— Begin INFORMATION GIVEN —
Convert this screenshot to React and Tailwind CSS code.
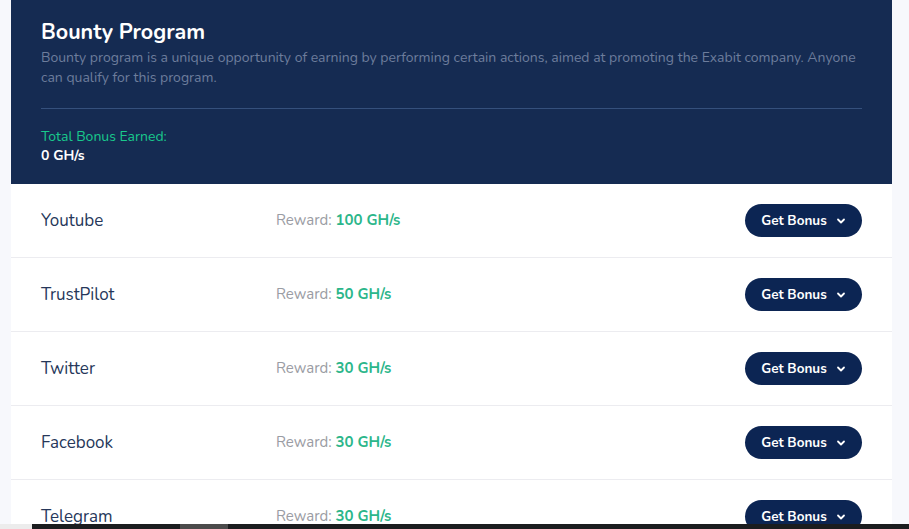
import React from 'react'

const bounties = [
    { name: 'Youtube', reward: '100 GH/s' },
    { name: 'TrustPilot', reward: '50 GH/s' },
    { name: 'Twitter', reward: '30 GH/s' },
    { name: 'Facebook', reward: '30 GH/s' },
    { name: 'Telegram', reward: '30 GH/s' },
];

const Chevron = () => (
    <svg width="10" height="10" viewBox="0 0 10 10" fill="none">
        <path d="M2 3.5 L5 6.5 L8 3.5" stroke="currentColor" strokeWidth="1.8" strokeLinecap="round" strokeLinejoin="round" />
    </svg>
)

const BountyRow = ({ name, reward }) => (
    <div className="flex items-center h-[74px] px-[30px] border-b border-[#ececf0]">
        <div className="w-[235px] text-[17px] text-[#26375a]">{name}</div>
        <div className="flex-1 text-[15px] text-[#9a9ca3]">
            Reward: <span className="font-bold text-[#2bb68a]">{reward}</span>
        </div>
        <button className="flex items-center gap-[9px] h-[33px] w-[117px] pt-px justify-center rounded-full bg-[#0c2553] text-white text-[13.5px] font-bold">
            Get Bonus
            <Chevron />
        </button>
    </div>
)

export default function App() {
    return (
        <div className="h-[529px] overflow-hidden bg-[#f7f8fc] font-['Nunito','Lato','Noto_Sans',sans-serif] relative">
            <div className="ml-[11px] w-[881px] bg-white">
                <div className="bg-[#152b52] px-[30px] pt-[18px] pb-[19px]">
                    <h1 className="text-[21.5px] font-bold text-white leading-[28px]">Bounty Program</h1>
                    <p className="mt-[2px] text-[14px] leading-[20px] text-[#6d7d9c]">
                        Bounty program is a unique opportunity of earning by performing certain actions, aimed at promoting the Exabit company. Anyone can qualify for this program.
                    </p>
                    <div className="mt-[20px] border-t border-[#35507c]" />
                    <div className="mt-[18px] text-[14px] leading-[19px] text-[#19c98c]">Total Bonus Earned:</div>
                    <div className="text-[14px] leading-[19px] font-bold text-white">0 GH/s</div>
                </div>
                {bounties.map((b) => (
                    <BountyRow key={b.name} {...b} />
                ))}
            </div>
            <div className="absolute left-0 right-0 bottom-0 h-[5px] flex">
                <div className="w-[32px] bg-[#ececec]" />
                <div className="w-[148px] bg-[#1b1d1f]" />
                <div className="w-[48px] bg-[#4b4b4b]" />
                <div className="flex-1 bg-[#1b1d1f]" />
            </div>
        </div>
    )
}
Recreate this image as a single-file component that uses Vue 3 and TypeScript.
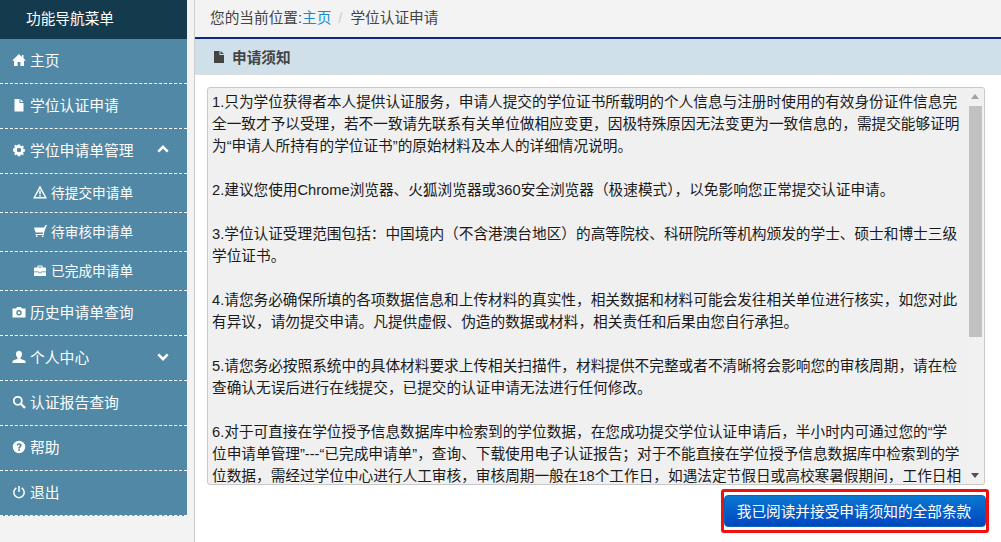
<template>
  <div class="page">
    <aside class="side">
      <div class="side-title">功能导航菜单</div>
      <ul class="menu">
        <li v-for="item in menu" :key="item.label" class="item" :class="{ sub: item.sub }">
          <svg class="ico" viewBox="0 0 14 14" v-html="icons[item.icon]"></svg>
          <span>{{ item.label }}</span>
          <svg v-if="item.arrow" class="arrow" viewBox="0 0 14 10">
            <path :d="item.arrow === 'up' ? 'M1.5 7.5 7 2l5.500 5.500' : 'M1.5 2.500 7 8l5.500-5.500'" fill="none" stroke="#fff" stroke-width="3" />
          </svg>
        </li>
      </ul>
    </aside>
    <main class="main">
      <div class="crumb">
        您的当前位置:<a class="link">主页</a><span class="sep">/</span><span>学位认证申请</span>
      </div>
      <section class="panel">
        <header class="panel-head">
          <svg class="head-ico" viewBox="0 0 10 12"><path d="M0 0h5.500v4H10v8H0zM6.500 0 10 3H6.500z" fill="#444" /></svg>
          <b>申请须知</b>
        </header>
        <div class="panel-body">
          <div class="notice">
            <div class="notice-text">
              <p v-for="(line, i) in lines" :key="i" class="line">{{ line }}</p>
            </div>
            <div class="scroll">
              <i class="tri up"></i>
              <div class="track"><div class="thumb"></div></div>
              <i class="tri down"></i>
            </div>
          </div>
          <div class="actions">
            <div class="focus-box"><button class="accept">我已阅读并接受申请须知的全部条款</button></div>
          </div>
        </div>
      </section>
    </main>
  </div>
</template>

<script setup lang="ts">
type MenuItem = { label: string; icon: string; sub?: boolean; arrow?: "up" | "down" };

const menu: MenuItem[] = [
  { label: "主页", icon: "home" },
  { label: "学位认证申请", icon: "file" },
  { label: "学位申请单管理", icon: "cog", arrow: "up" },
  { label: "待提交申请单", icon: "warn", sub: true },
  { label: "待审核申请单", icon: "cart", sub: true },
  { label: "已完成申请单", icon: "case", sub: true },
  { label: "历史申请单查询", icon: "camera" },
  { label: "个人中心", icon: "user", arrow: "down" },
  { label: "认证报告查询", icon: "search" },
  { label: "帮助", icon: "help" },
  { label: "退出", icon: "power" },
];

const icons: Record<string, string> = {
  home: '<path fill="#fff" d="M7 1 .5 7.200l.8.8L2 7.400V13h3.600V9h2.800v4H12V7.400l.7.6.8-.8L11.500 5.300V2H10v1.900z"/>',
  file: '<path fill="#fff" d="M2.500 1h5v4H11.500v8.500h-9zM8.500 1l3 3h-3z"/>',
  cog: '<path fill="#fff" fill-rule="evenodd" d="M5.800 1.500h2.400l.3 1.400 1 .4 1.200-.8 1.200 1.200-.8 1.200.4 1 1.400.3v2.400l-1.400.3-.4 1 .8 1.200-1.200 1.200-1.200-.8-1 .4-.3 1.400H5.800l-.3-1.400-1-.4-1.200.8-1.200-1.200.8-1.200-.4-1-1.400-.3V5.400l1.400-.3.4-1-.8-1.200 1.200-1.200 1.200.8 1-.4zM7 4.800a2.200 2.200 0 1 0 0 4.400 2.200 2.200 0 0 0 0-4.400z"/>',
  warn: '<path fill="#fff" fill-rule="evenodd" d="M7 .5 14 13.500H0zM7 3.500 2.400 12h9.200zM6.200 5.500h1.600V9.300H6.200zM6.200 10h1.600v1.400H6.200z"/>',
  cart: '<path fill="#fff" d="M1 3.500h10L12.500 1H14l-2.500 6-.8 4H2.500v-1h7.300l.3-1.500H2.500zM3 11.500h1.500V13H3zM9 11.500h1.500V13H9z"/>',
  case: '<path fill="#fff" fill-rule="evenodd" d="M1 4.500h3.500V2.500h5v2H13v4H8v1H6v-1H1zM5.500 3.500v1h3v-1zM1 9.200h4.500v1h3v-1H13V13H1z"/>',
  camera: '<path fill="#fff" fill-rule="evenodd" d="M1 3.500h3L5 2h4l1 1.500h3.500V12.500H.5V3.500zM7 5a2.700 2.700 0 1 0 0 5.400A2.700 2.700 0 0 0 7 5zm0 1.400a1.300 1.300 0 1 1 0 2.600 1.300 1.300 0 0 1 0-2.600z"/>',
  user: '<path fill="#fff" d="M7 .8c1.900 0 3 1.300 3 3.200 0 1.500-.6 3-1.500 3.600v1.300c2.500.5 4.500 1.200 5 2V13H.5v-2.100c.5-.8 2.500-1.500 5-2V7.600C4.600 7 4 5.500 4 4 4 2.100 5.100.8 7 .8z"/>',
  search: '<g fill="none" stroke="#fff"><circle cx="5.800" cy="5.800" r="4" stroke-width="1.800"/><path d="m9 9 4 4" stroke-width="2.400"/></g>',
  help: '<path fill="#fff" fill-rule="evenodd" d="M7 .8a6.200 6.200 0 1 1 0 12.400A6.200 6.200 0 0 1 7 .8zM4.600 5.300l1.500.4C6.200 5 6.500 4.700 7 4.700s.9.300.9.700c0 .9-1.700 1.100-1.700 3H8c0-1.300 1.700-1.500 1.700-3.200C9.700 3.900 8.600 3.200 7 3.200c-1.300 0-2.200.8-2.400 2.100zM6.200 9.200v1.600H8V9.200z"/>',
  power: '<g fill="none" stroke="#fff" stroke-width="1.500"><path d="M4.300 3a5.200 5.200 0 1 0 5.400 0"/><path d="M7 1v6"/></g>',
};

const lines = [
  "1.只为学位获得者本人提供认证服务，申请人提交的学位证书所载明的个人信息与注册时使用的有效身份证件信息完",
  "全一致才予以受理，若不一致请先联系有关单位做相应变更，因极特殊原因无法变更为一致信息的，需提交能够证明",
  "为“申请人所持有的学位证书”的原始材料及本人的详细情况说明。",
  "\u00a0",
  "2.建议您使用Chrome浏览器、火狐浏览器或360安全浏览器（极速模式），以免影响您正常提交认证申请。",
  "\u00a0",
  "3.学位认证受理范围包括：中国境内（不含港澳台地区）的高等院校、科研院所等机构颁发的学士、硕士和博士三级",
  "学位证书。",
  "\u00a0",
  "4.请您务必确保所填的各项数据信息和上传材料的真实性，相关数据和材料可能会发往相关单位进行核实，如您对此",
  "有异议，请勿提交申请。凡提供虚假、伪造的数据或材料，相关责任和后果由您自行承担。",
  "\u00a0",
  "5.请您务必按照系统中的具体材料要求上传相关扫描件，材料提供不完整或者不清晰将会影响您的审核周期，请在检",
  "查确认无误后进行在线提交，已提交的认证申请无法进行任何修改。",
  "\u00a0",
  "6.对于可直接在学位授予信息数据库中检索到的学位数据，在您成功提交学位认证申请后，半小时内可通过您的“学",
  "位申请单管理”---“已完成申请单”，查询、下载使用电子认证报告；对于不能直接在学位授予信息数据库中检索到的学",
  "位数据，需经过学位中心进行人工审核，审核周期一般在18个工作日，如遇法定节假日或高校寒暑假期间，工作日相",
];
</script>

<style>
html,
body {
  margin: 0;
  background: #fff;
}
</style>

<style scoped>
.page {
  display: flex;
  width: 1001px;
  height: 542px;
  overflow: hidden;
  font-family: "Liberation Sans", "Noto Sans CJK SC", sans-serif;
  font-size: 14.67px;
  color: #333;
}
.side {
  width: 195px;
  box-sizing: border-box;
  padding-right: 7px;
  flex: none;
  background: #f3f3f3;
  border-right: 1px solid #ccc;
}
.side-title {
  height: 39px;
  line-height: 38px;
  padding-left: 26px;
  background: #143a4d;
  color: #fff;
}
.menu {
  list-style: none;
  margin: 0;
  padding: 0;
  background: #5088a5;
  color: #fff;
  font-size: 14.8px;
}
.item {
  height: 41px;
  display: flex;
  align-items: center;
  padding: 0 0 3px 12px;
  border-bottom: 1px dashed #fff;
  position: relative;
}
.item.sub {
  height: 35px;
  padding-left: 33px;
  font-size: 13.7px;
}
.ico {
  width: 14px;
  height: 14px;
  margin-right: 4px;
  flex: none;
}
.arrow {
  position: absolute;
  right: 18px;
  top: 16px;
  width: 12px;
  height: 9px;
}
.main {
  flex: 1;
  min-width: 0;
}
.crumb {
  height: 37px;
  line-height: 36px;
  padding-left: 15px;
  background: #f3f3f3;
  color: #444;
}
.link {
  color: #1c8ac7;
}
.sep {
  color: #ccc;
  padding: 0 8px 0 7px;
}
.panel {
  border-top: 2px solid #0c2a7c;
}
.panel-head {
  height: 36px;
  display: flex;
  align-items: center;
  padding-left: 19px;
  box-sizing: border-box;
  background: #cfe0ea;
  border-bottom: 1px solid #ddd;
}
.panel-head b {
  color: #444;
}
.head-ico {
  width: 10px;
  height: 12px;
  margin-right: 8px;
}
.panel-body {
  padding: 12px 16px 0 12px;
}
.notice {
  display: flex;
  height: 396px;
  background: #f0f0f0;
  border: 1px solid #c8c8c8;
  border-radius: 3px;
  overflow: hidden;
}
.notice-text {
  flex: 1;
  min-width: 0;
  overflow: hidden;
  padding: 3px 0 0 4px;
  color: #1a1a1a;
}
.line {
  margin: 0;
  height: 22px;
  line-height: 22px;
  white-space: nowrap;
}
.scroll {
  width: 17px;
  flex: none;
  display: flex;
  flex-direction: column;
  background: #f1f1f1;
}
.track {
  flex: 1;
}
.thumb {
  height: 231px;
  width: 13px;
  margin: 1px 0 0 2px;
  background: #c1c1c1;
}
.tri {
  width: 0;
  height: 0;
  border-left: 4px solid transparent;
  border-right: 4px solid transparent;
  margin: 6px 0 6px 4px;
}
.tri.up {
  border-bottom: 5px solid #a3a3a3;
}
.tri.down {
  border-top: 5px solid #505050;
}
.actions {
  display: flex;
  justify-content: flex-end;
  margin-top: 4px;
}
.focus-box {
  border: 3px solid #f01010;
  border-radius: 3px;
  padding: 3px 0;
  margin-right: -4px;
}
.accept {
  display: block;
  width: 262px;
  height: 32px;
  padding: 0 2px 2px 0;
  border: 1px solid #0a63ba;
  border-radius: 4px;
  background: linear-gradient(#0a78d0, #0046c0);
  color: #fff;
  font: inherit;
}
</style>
— End INFORMATION GIVEN —
# YOUR OBJECTIVE
Repeat only the lines between the top of the entries above and the line containing "import React from 'react'", both ends included, without the pictures.

# SOLVED EXERCISE
Convert this screenshot to React and Tailwind CSS code.
import React from 'react'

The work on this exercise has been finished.